Error-handling in ap_verify and failed runs

The Alert Production pipeline may fail for reasons ranging from corrupted data to improperly configured datasets to bugs in the code. The ap_verify framework tries to handle failures gracefully to minimize wasted server time and maximize debugging potential.

Error-handling policy

ap_verify does not attempt to resolve exceptions emitted by pipeline tasks, on the grounds that it does not have enough information about the pipeline implementation to provide any meaningful resolution. Nor does it try to ignore errors and press forward (although it does not prevent individual tasks from adopting this approach), as doing so tends to lead to cascading failures from an incomplete and possibly corrupted data set. Terminating on failure allows pipeline problems to be detected quickly during testing, rather than after a day or more of processing.

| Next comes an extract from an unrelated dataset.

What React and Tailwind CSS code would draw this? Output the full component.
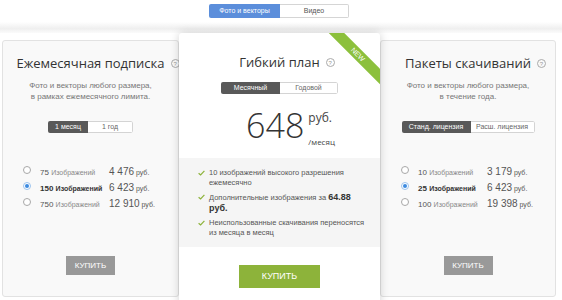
import React from "react";

const sans = { fontFamily: '"Liberation Sans", Arial, sans-serif' };
const open = { fontFamily: '"Open Sans", "Liberation Sans", sans-serif' };

function Help() {
  return (
    <span
      className="absolute left-full top-[7px] ml-[6px] flex items-center justify-center w-[9px] h-[9px] rounded-full border border-[#aaa] text-[#999] text-[6px] leading-none"
      style={sans}
    >
      ?
    </span>
  );
}

function Title({ children, className }) {
  return (
    <div className={`text-[13px] leading-[22px] text-[#333] whitespace-nowrap ${className}`} style={open}>
      <span className="relative inline-block">
        {children}
        <Help />
      </span>
    </div>
  );
}

function Toggle({ a, b, wa, wb }) {
  return (
    <div className="flex h-[12px] text-[7px] leading-[12px] rounded-[2px] overflow-hidden" style={sans}>
      <div className={`bg-[#595959] text-white text-center ${wa}`}>{a}</div>
      <div className={`bg-white text-[#666] text-center border border-l-0 border-[#d4d4d4] rounded-r-[2px] leading-[10px] ${wb}`}>{b}</div>
    </div>
  );
}

function Radio({ checked }) {
  return checked ? (
    <span className="w-[8px] h-[8px] rounded-full border border-[#9cc3ee] bg-white flex items-center justify-center shrink-0">
      <span className="w-[4px] h-[4px] rounded-full bg-[#3d8be0]" />
    </span>
  ) : (
    <span className="w-[8px] h-[8px] rounded-full border border-[#a8a8a8] bg-white shrink-0" />
  );
}

function Rows({ rows }) {
  return (
    <div className="self-start pl-[20px] mt-[29px]" style={sans}>
      {rows.map((r, i) => (
        <div key={i} className="flex items-center h-[16px]">
          <Radio checked={r.checked} />
          <div className="ml-[9px] w-[69px] whitespace-nowrap">
            {r.checked ? (
              <span className="font-bold text-[#333]">
                <span className="text-[8px]">{r.n} </span>
                <span className="text-[7px]">Изображений</span>
              </span>
            ) : (
              <>
                <span className="text-[8px] text-[#555]">{r.n} </span>
                <span className="text-[7px] text-[#888]">Изображений</span>
              </>
            )}
          </div>
          <div className="whitespace-nowrap text-[#555]">
            <span className="text-[10px]">{r.p}</span>
            <span className="text-[7px]"> руб.</span>
          </div>
        </div>
      ))}
    </div>
  );
}

function SideCard({ title, sub, toggle, rows }) {
  return (
    <div className="mt-[7px] h-[257px] bg-[#f9f9f9] border border-[#e2e2e2] rounded-[3px] flex flex-col items-center">
      <Title className="pt-[11px]">{title}</Title>
      <div className="mt-[6px] text-[8px] leading-[11px] text-[#777] text-center" style={sans}>
        {sub.map((s, i) => (
          <div key={i}>{s}</div>
        ))}
      </div>
      <div className="mt-[19px]">{toggle}</div>
      <Rows rows={rows} />
      <div
        className="mt-[46px] w-[49px] h-[19px] bg-[#999999] text-white text-[8px] leading-[19px] text-center"
        style={sans}
      >
        КУПИТЬ
      </div>
    </div>
  );
}

function Check() {
  return (
    <svg width="7" height="6" viewBox="0 0 7 6" className="shrink-0 mt-[2px]">
      <path d="M0.6 3.2 L2.6 5 L6.4 0.8" fill="none" stroke="#8db33a" strokeWidth="1.2" />
    </svg>
  );
}

export default function App() {
  return (
    <div className="w-[562px] h-[300px] overflow-hidden bg-white relative">
      <div className="h-[22px] flex justify-center pt-[4px]">
        <div className="flex h-[14px] text-[7px] leading-[14px] ml-[-4px]" style={sans}>
          <div className="w-[71px] bg-[#5b8edb] text-white text-center rounded-l-[2px]">Фото и векторы</div>
          <div className="w-[69px] bg-white text-[#555] text-center border border-l-0 border-[#d5d5d5] rounded-r-[2px] leading-[12px]">
            Видео
          </div>
        </div>
      </div>
      <div className="h-[11px] bg-[linear-gradient(to_bottom,#ffffff,#efefef_60%,#fbfbfb)]" />
      <div className="flex items-start">
        <div className="ml-[2px] w-[177px]">
          <SideCard
            title="Ежемесячная подписка"
            sub={["Фото и векторы любого размера,", "в рамках ежемесячного лимита."]}
            toggle={<Toggle a="1 месяц" b="1 год" wa="w-[40px]" wb="w-[45px]" />}
            rows={[
              { n: "75", p: "4 476" },
              { n: "150", p: "6 423", checked: true },
              { n: "750", p: "12 910" },
            ]}
          />
        </div>
        <div className="w-[201px] h-[275px] bg-white relative z-10 shadow-[0_0_10px_rgba(0,0,0,0.18)] rounded-t-[3px] flex flex-col items-center">
          <div className="absolute top-0 right-0 w-[56px] h-[56px] overflow-hidden">
            <div
              className="absolute left-[-6px] top-[16px] w-[80px] h-[11px] bg-[#8cc03c] rotate-45 text-white text-[7px] leading-[11px] text-center"
              style={sans}
            >
              NEW
            </div>
          </div>
          <Title className="pt-[18px]">Гибкий план</Title>
          <div className="mt-[9px]">
            <Toggle a="Месячный" b="Годовой" wa="w-[59px]" wb="w-[58px]" />
          </div>
          <div className="mt-[13px] h-[40px] flex items-start ml-[22px]">
            <div className="text-[34px] leading-[36px] font-light text-[#333]" style={open}>
              648
            </div>
            <div className="ml-[4px] flex flex-col text-[#444]" style={open}>
              <span className="text-[12px] leading-[14px] mt-[4px]">руб.</span>
              <span className="text-[8px] leading-[10px] mt-[12px]">/месяц</span>
            </div>
          </div>
          <div className="mt-[11px] w-full bg-[#f5f5f5] pt-[10px] pb-[9px] pl-[19px] pr-[12px] flex flex-col gap-[4px] text-[7.5px] leading-[10px] text-[#555]" style={sans}>
            <div className="flex gap-[4px]">
              <Check />
              <div>10 изображений высокого разрешения ежемесячно</div>
            </div>
            <div className="flex gap-[4px]">
              <Check />
              <div>
                Дополнительные изображения за{" "}
                <b className="text-[9px] leading-[10px] text-[#333]">64.88 руб.</b>
              </div>
            </div>
            <div className="flex gap-[4px]">
              <Check />
              <div>Неиспользованные скачивания переносятся из месяца в месяц</div>
            </div>
          </div>
          <div
            className="mt-[18px] w-[81px] h-[23px] bg-[#8db33a] text-white text-[9px] leading-[23px] text-center"
            style={sans}
          >
            КУПИТЬ
          </div>
        </div>
        <div className="w-[176px]">
          <SideCard
            title="Пакеты скачиваний"
            sub={["Фото и векторы любого размера,", "в течение года."]}
            toggle={<Toggle a="Станд. лицензия" b="Расш. лицензия" wa="w-[69px]" wb="w-[64px]" />}
            rows={[
              { n: "10", p: "3 179" },
              { n: "25", p: "6 423", checked: true },
              { n: "100", p: "19 398" },
            ]}
          />
        </div>
      </div>
    </div>
  );
}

If a task fails with a fatal error, ap_verify.py will clean up and shut down. In particular, where possible it will preserve metrics computed before the failure point.

Recovering metrics from partial runs

In Gen 2 mode, ap_verify produces some measurements even if the pipeline cannot run to completion. Specifically, if a task fails, any previously completed tasks that store measurements to disk will have done so. In addition, if a metric cannot be computed, ap_verify may attempt to store the values of the remaining metrics.

If the pipeline fails, ap_verify may not preserve measurements computed from the dataset. Once the framework for handling metrics is finalized, ap_verify may be able to offer a broader guarantee that does not depend on how or where any individual metric is implemented.

The Gen 3 framework is not yet mature enough to handle partial failures. It is expected that Gen 3 processing will eventually be able to compute all metrics from completed tasks.